June 8, 2020 / 6:37 PM / 2 months ago

Energy firms prepare to resume U.S. Gulf of Mexico output after storm passes

HOUSTON (Reuters) - Energy companies on Monday began preparations to resume oil and gas production in the U.S. Gulf of Mexico, a day after Tropical Storm Cristobal blew through with high winds and heavy rains.

FILE PHOTO: The logo of Royal Dutch Shell is seen at a petrol station in Sint-Pieters-Leeuw, Belgium January 30, 2019. REUTERS/Yves Herman/File Photo

Producers had evacuated 182 offshore facilities and shut in about a third of oil and gas production in U.S. Gulf of Mexico wells as of Monday.

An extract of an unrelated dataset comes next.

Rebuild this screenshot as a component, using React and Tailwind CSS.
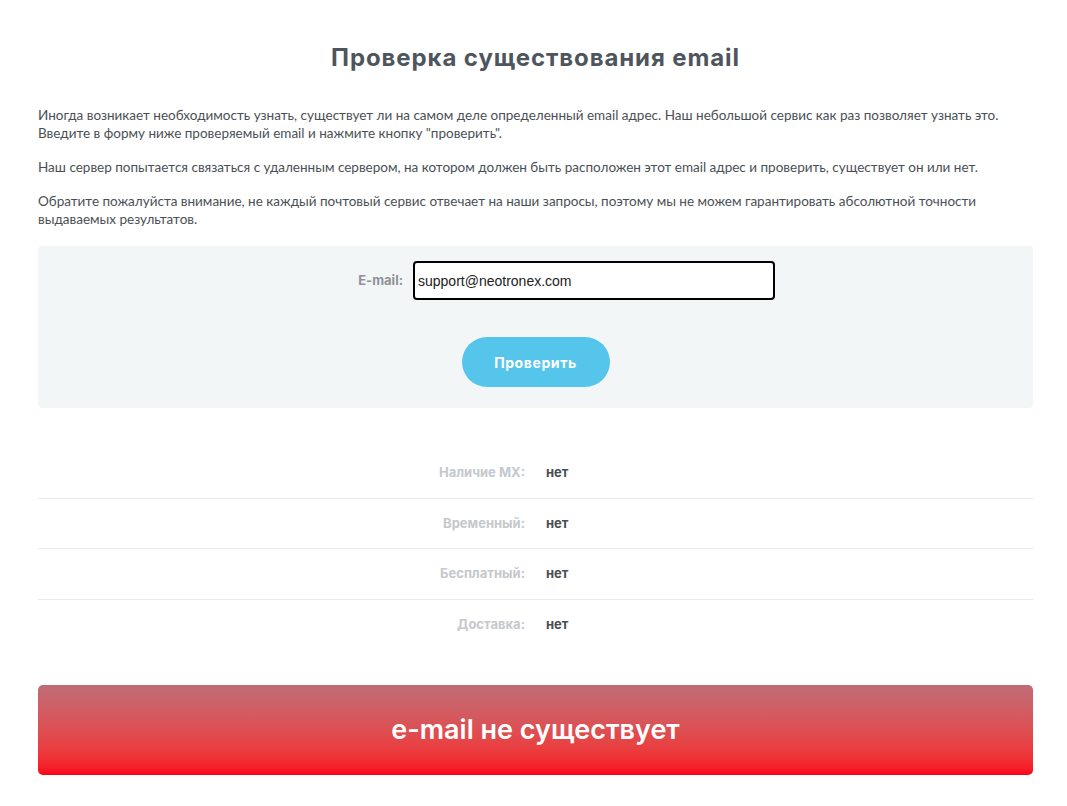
import { useState } from "react";

const rows = [
  { label: "Наличие MX:", value: "нет" },
  { label: "Временный:", value: "нет" },
  { label: "Бесплатный:", value: "нет" },
  { label: "Доставка:", value: "нет" },
];

export default function App() {
  const [email, setEmail] = useState("support@neotronex.com");

  return (
    <div className="min-h-screen bg-white font-['Lato','Open_Sans',sans-serif] text-[#4a4f55]">
      <div className="ml-[38px] w-[995px] pt-[42px] pb-8">
        <h1 className="text-center text-[24px] leading-8 font-bold text-[#4f555c] font-['Inter','Open_Sans',sans-serif] tracking-[0.9px]">
          Проверка существования email
        </h1>

        <div className="mt-[32px] text-[13.5px] leading-[18px] text-[#4a4f55] flex flex-col gap-[16px]">
          <p>
            Иногда возникает необходимость узнать, существует ли на самом деле
            определенный email адрес. Наш небольшой сервис как раз позволяет
            узнать это.
            <br />
            Введите в форму ниже проверяемый email и нажмите кнопку
            "проверить".
          </p>
          <p>
            Наш сервер попытается связаться с удаленным сервером, на котором
            должен быть расположен этот email адрес и проверить, существует он
            или нет.
          </p>
          <p>
            Обратите пожалуйста внимание, не каждый почтовый сервис отвечает на
            наши запросы, поэтому мы не можем гарантировать абсолютной точности
            выдаваемых результатов.
          </p>
        </div>

        <form
          className="mt-[18px] rounded bg-[#f3f6f7] pt-[15px] pb-[21px] flex flex-col items-center"
          onSubmit={(e) => e.preventDefault()}
        >
          <div className="flex items-center w-full">
            <label className="w-[375px] text-right pr-[10px] text-[13px] font-bold text-[#8e9196] font-['Inter',sans-serif]">
              E-mail:
            </label>
            <input
              className="w-[362px] h-[39px] rounded border-2 border-black bg-white px-[3px] text-[14px] text-[#222] font-['Liberation_Sans',sans-serif] outline-none"
              onChange={(e) => setEmail(e.target.value)}
              type="text"
              value={email}
            />
          </div>
          <button
            className="mt-[37px] w-[148px] h-[50px] rounded-full bg-[#56c5ec] text-white text-[14px] font-bold tracking-[0.6px] font-['Inter',sans-serif]"
            type="submit"
          >
            Проверить
          </button>
        </form>

        <div className="mt-[40px]">
          {rows.map((row, i) => (
            <div
              className={`flex items-center h-[50.5px] ${
                i < rows.length - 1 ? "border-b border-[#e8eaeb]" : ""
              }`}
              key={row.label}
            >
              <div className="w-[487px] text-right text-[13px] font-bold text-[#c5c8cc] font-['Inter',sans-serif]">
                {row.label}
              </div>
              <div className="pl-[21px] text-[13px] font-bold text-[#4a4f55] font-['Inter',sans-serif]">
                {row.value}
              </div>
            </div>
          ))}
        </div>

        <div className="mt-[35px] h-[90px] rounded-[5px] bg-gradient-to-b from-[#be6b77] to-[#fa0019] flex items-center justify-center">
          <span className="text-white text-[27px] font-semibold font-['Inter',sans-serif]">
            e-mail не существует
          </span>
        </div>
      </div>
    </div>
  );
}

Royal Dutch Shell Plc, Murphy Oil Corp and BP Plc were among the companies that said on Monday they were starting to resume normal operations and return workers to offshore facilities.

Energy companies typically inspect platforms after a storm passes and return evacuated workers once it is safe to do so.

U.S. Gulf Coast spot gasoline prices strengthened slightly on Monday, traders said, up 0.25 cent per gallon from Friday.

Cristobal has weakened to a tropical depression after making landfall in Louisiana on Sunday with 50 mile-per-hour (80 kph)winds. It led producers to shut 34% of oil and 35% of gas output in the Gulf of Mexico, offshore regulator Bureau of Safety and Environmental Enforcement said. The region provides about 1.93 million bpd of oil.

Exxon Mobil Corp, Shell and PBF Energy Inc kept their oil refineries in Louisiana in operation as Cristobal hit over the weekend, people familiar with the operations said.

PBF declined to comment. Exxon and Shell were not immediately available to comment.

Exxon’s 502,500 bpd Baton Rouge, PBF’s 190,000 bpd Chalmette and Shell’s 225,300 bpd Norco, Louisiana, refineries were operating normally on Monday, the sources said.

Chevron Corp refineries in Pascagoula, Mississippi; Belle Chasse, Louisiana; and Pasadena, Texas, did not sustain any significant damage, the company said on Monday, adding that “we continue to supply our customers.”

Cristobal was 15 miles (30 km) east of Monroe, Louisiana, at 10 a.m. on Monday and dropping up to 10 inches (25.4 cm) of rain. It should move through Arkansas and Missouri on Monday and Tuesday, U.S. National Hurricane Center forecasters said.